- Associated Press - Monday, December 6, 2010

NEW YORK (AP) - The NCAA’s enforcement chief says punishing athletes for violations they didn’t even know about would be a major shift in philosophy for the organization.

Days after the NCAA cleared Auburn quarterback Cam Newton to play despite finding his father broke the organization’s rules, Julie Roe Lach told The Associated Press on Monday that college sports’ governing body traditionally has preferred to “fall on the side of the student-athlete.”

In the wake of the Newton decision, some conference commissioners expressed concern more adults will shop around recruits now that they’ve realized the player won’t be suspended if he wasn’t aware of the scheme.
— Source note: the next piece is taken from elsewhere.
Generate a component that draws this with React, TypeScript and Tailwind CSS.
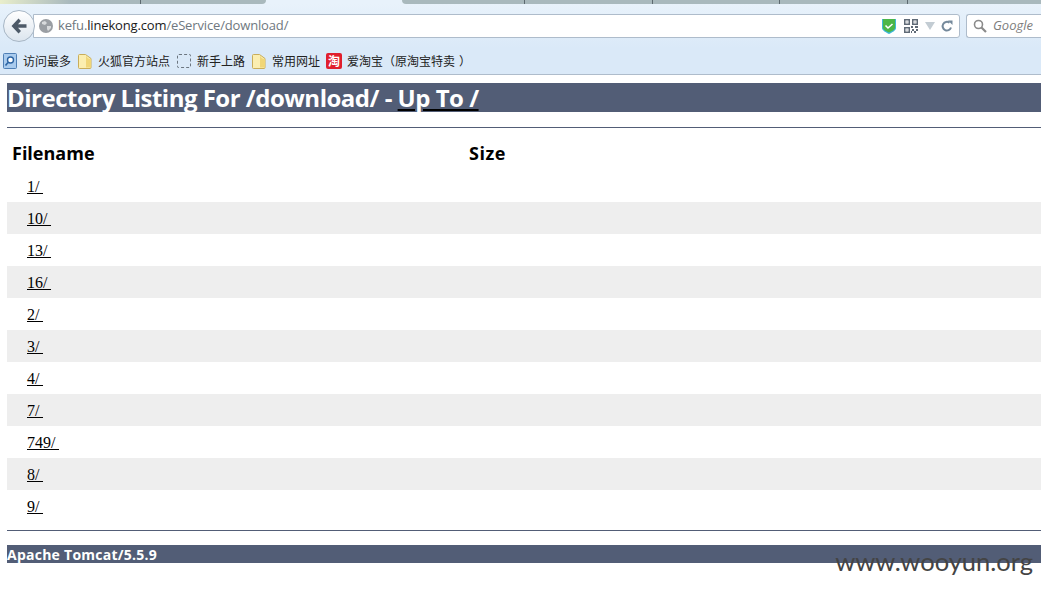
import React from 'react';

const rows = ['1', '10', '13', '16', '2', '3', '4', '7', '749', '8', '9'];

const Folder = () => (
  <svg width="14" height="15" viewBox="0 0 14 15" className="shrink-0">
    <path d="M0.500 1.500a1 1 0 0 1 1-1h6l5.500 4v9a1 1 0 0 1-1 1h-10.500a1 1 0 0 1-1-1z" fill="#fbeeb0" stroke="#c9ad5a" />
    <path d="M8 1.500c1 2.500 2.500 3.500 5 3.500v8.500H8z" fill="#f0d678" />
  </svg>
);

const Globe = () => (
  <svg width="14" height="14" viewBox="0 0 14 14" className="shrink-0">
    <circle cx="7" cy="7" r="7" fill="#9a9ea3" />
    <path d="M3 3l3-1 2 2-2 2-3-1zM8 7l4 0 0 2-3 3-1-2z" fill="#d8dadc" />
  </svg>
);

const Shield = () => (
  <svg width="14" height="15" viewBox="0 0 14 15" className="shrink-0">
    <path d="M0 0h14v9c0 2.500-4 4.500-7 6-3-1.500-7-3.500-7-6z" fill="#3db8d8" />
    <path d="M1 0h12v8.500c0 2.500-3.500 3.500-6 5-2.500-1.500-6-2.500-6-5z" fill="#4cb648" />
    <path d="M3.500 6.500l2.500 2.500 4.500-4" fill="none" stroke="#fff" strokeWidth="1.600" />
  </svg>
);

const QrCode = () => (
  <svg width="14" height="14" viewBox="0 0 14 14" className="shrink-0" fill="#5f6a76">
    <path fillRule="evenodd" d="M0 0h6v6H0zM1.500 1.500v3h3v-3zM8 0h6v6H8zM9.500 1.500v3h3v-3zM0 8h6v6H0zM1.500 9.500v3h3v-3z" />
    <path d="M2.500 2.500h1v1h-1zM10.500 2.500h1v1h-1zM2.500 10.500h1v1h-1zM7 7h2v2H7zM11 7h3v2h-3zM8 10h2v2H8zM12 10h2v2h-2zM10 12h2v2h-2zM7 12h1v2H7z" />
  </svg>
);

const Reload = () => (
  <svg width="12" height="12" viewBox="0 0 12 12" className="shrink-0">
    <path d="M10 7.500A4.300 4.300 0 1 1 8.500 2.700" fill="none" stroke="#75899b" strokeWidth="2" />
    <path d="M7 0.500h4.500v4.500z" fill="#75899b" />
  </svg>
);

const App = () => {
  return (
    <div className="relative w-[1041px] h-[591px] overflow-hidden bg-white font-['Liberation_Serif','Noto_Sans_CJK_SC',serif]">
      {/* browser chrome */}
      <div className="h-[75px] bg-[#dae9f8] border-b border-[#aebccb]">
        <div className="h-[4px] flex bg-[#e8f2fb]">
          <div className="w-[141px] h-full bg-gradient-to-r from-[#e9eecb] to-[#a9b9bd] to-50% border-r border-[#5d6a70]" />
          <div className="w-[125px] h-full bg-[#a9b9bd] rounded-br-[6px]" />
          <div className="w-[136px] h-full" />
          <div className="w-[123px] h-full bg-[#a9b9bd] rounded-bl-[6px] border-r border-[#5d6a70]" />
          <div className="w-[128px] h-full bg-[#a9b9bd] border-r border-[#5d6a70]" />
          <div className="w-[127px] h-full bg-[#a9b9bd] border-r border-[#5d6a70]" />
          <div className="w-[128px] h-full bg-[#a9b9bd] border-r border-[#5d6a70]" />
          <div className="flex-1 h-full bg-[#a9b9bd]" />
        </div>
        <div className="h-[44px] flex items-center pl-[3px] bg-gradient-to-b from-[#e8f2fb] to-[#dae9f8]">
          <div className="flex-1 flex items-center">
            <div className="w-[32px] h-[32px] rounded-full border border-[#a7b6c5] bg-gradient-to-b from-white to-[#dce5ee] flex items-center justify-center shrink-0 z-10">
              <svg width="16" height="16" viewBox="0 0 16 16">
                <path d="M7.500 0.500L0.500 8l7 7.500 2.500-2.500-3-3.200H15.500V6.200H7l3-3.200z" fill="#4d5a68" />
              </svg>
            </div>
            <div className="flex-1 -ml-[2px] h-[24px] bg-white border border-[#aebccb] rounded-r-[3px] flex items-center pl-[5px] pr-[6px] text-[13px] font-['Open_Sans','Noto_Sans',sans-serif] text-[#6f7880]">
              <Globe />
              <span className="ml-[5px] whitespace-nowrap tracking-[-0.15px]">
                kefu.<span className="text-[#1b1b1b]">linekong.com</span>/eService/download/
              </span>
              <div className="ml-auto flex items-center">
                <Shield />
                <div className="ml-[8px]"><QrCode /></div>
                <div className="ml-[7px] w-0 h-0 border-x-[5.500px] border-x-transparent border-t-[8px] border-t-[#c3ccd3]" />
                <div className="ml-[6px]"><Reload /></div>
              </div>
            </div>
          </div>
          <div className="ml-[6px] w-[75px] h-[24px] bg-white border border-r-0 border-[#aebccb] rounded-l-[3px] flex items-center pl-[6px] text-[13px] italic font-['Open_Sans','Noto_Sans',sans-serif] text-[#7d7d7d] overflow-hidden">
            <svg width="14" height="14" viewBox="0 0 14 14" className="shrink-0">
              <circle cx="5.500" cy="5.500" r="4" fill="none" stroke="#8a8a8a" strokeWidth="1.600" />
              <path d="M8.500 8.500l4.500 4.500" stroke="#8a8a8a" strokeWidth="2.200" />
            </svg>
            <span className="ml-[6px] whitespace-nowrap">Google</span>
          </div>
        </div>
        <div className="h-[26px] flex items-center pl-[3px] text-[12px] text-[#222] font-['Noto_Sans_CJK_SC',sans-serif]">
          <svg width="14" height="16" viewBox="0 0 14 16" className="shrink-0">
            <rect x="0.500" y="0.500" width="13" height="15" rx="1" fill="#a9cbee" stroke="#4f7fb5" />
            <circle cx="7.500" cy="7" r="3" fill="#fff" stroke="#2c64a3" strokeWidth="1.400" />
            <path d="M5 9.500l-2.500 3" stroke="#2c64a3" strokeWidth="1.600" />
          </svg>
          <span className="ml-[6px] whitespace-nowrap">访问最多</span>
          <div className="ml-[7px]"><Folder /></div>
          <span className="ml-[6px] whitespace-nowrap">火狐官方站点</span>
          <div className="ml-[7px] w-[14px] h-[14px] border border-dashed border-[#6c7680] rounded-[2px] shrink-0" />
          <span className="ml-[6px] whitespace-nowrap">新手上路</span>
          <div className="ml-[7px]"><Folder /></div>
          <span className="ml-[6px] whitespace-nowrap">常用网址</span>
          <div className="ml-[6px] w-[16px] h-[16px] rounded-[2px] bg-[#e01f2d] text-white text-[12px] font-bold leading-[16px] text-center shrink-0">淘</div>
          <span className="ml-[5px] whitespace-nowrap">
            爱淘宝（原淘宝特卖<span className="ml-[4px]">）</span>
          </span>
        </div>
      </div>

      {/* tomcat listing */}
      <div className="pl-[7px] pt-[8px]">
        <h1 className="h-[29px] bg-[#525d76] text-white text-[24px] tracking-[-0.5px] leading-[29px] font-bold font-['Open_Sans',sans-serif] whitespace-nowrap">
          Directory Listing For /download/ - <a className="text-white underline decoration-black decoration-2 underline-offset-[2px]">Up To /</a>
        </h1>
        <div className="mt-[15px] h-px bg-[#525d76]" />
        <div className="mt-[15px] mb-[7px] h-[20px] flex items-center text-[18px] font-bold text-black font-['Open_Sans',sans-serif]">
          <div className="w-[462px] pl-[5px]">Filename</div>
          <div className="tracking-[0.5px]">Size</div>
        </div>
        <div>
          {rows.map((name, i) => (
            <div key={name} className={`h-[32px] flex items-center pl-[20px] pt-[2px] text-[16px] text-black ${i % 2 === 1 ? 'bg-[#eeeeee]' : ''}`}>
              <a className="underline">{name}<span className="tracking-[3.560px]">/</span></a>
            </div>
          ))}
        </div>
        <div className="mt-[8px] h-px bg-[#525d76]" />
        <div className="mt-[14px] h-[18px] bg-[#525d76] text-white text-[14px] tracking-[0.25px] leading-[20px] font-bold font-['Open_Sans',sans-serif] whitespace-nowrap">
          Apache Tomcat/5.5.9
        </div>
      </div>

      {/* watermark */}
      <div className="absolute right-[8px] top-[544px] text-[25.500px] leading-[34px] text-[#444444] font-['Lato','Open_Sans',sans-serif]">
        www.wooyun.org
      </div>
    </div>
  );
};

export default App;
The Heisman Trophy front-runner is eligible to lead the Tigers against Oregon in the BCS title game, even though his father solicited money for the quarterback to sign at Mississippi State, because Cam didn’t know about the ploy or receive benefits from it.

“That’s the question I think a lot of people ask not just today, but when I worked in reinstatement 10 years ago. We struggled with the issue of student-athlete knowledge and culpability for certain violations vs. the deterrence factor,” said Lach, the NCAA’s new vice president of enforcement. “When you’re talking about a National Collegiate Athletic Association, whose primary mission is to serve student-athlete well-being, then generally you land on the side of student-athlete welfare.”
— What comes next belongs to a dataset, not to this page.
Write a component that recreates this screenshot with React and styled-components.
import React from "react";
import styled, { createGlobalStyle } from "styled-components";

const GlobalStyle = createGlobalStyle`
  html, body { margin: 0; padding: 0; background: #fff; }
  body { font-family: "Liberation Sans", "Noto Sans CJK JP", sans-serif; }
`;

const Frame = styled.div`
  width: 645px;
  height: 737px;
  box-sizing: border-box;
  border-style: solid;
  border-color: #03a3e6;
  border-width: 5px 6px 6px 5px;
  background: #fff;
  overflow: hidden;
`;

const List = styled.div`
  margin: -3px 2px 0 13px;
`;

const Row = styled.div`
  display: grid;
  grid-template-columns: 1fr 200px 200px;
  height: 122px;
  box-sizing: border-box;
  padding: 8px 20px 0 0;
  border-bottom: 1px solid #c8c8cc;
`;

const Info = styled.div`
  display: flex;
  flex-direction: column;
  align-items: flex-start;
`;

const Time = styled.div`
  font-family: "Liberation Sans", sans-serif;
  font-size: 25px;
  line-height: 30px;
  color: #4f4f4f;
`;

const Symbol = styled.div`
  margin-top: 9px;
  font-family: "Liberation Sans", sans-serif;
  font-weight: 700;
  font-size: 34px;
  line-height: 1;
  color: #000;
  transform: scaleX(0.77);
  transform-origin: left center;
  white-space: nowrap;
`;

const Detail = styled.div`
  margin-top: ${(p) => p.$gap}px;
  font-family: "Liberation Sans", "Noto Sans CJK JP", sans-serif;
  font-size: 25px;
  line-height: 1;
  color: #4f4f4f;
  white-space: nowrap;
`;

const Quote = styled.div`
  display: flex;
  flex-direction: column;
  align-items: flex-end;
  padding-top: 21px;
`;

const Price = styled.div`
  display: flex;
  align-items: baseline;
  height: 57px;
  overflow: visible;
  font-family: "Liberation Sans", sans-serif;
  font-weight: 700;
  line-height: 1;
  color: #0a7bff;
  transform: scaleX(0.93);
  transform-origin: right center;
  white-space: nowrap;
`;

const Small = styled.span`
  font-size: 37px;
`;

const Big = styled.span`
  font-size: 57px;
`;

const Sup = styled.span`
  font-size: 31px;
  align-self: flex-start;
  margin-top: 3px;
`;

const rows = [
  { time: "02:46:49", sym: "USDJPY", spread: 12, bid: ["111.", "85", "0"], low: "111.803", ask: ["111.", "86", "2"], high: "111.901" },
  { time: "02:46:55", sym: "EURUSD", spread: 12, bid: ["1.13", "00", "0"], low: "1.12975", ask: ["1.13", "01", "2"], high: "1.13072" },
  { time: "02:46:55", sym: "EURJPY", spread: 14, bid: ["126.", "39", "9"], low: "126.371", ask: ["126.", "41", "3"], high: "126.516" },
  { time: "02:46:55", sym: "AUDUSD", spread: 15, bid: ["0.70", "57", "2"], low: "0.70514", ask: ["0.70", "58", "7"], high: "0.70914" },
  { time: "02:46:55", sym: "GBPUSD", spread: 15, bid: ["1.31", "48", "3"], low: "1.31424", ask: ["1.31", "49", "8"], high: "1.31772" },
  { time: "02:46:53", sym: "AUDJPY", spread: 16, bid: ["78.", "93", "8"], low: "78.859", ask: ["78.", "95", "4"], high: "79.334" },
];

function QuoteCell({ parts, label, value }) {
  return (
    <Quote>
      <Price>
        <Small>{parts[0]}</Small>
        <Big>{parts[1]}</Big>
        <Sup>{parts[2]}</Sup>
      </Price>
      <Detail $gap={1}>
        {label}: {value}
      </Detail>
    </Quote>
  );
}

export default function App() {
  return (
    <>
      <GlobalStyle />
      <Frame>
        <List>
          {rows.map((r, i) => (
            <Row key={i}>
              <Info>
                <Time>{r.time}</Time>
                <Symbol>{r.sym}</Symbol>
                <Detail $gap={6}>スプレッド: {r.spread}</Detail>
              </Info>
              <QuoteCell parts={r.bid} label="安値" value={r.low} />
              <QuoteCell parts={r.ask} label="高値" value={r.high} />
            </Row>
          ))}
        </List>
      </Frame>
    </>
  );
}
Lach was promoted to replace the retiring David Price in October, having worked previously both in rule enforcement and student-athlete reinstatement.

NCAA President Mark Emmert released a statement Thursday saying the organization was committed to strengthening and clarifying its rules to prevent a repeat of the Newton case. Lach wouldn’t comment specifically about Newton, but she addressed in general terms several issues the case raised.

She said the NCAA’s Division I Amateurism Cabinet was studying whether to broaden the definition of who is considered an agent. A parent or adviser could be viewed as an agent based on their actions, giving the NCAA new approaches to prevent violations in an evolving recruiting landscape.

Lach was in New York on Monday to meet with media as part of her goal of giving fans and schools a better understanding of the enforcement process. One important detail the Newton case illuminated was that infractions investigations of schools and eligibility decisions about athletes are two separate processes.

The NCAA has noted that decisions on reinstatement often come before the investigation closes.

“If more information comes to light as a result of the enforcement staff or institution’s investigation, and that information is credible and contradicts the prior facts that were used to base the reinstatement decision, then that information would need to go back to the reinstatement staff,” Lach said.

The NCAA also tends to release less information about reinstatement decisions.

“I think that’s where some frustration occurs by people in the public and media because they want to know, and I understand that,” Lach said. “But at the end of the day federal law is there to protect the student’s privacy, so they can’t always know exactly what each circumstance was of each case. On the infractions side they can know more because those reports are public, so I think there is probably more scrutiny even, you could argue, more accountability on the infractions standpoint.”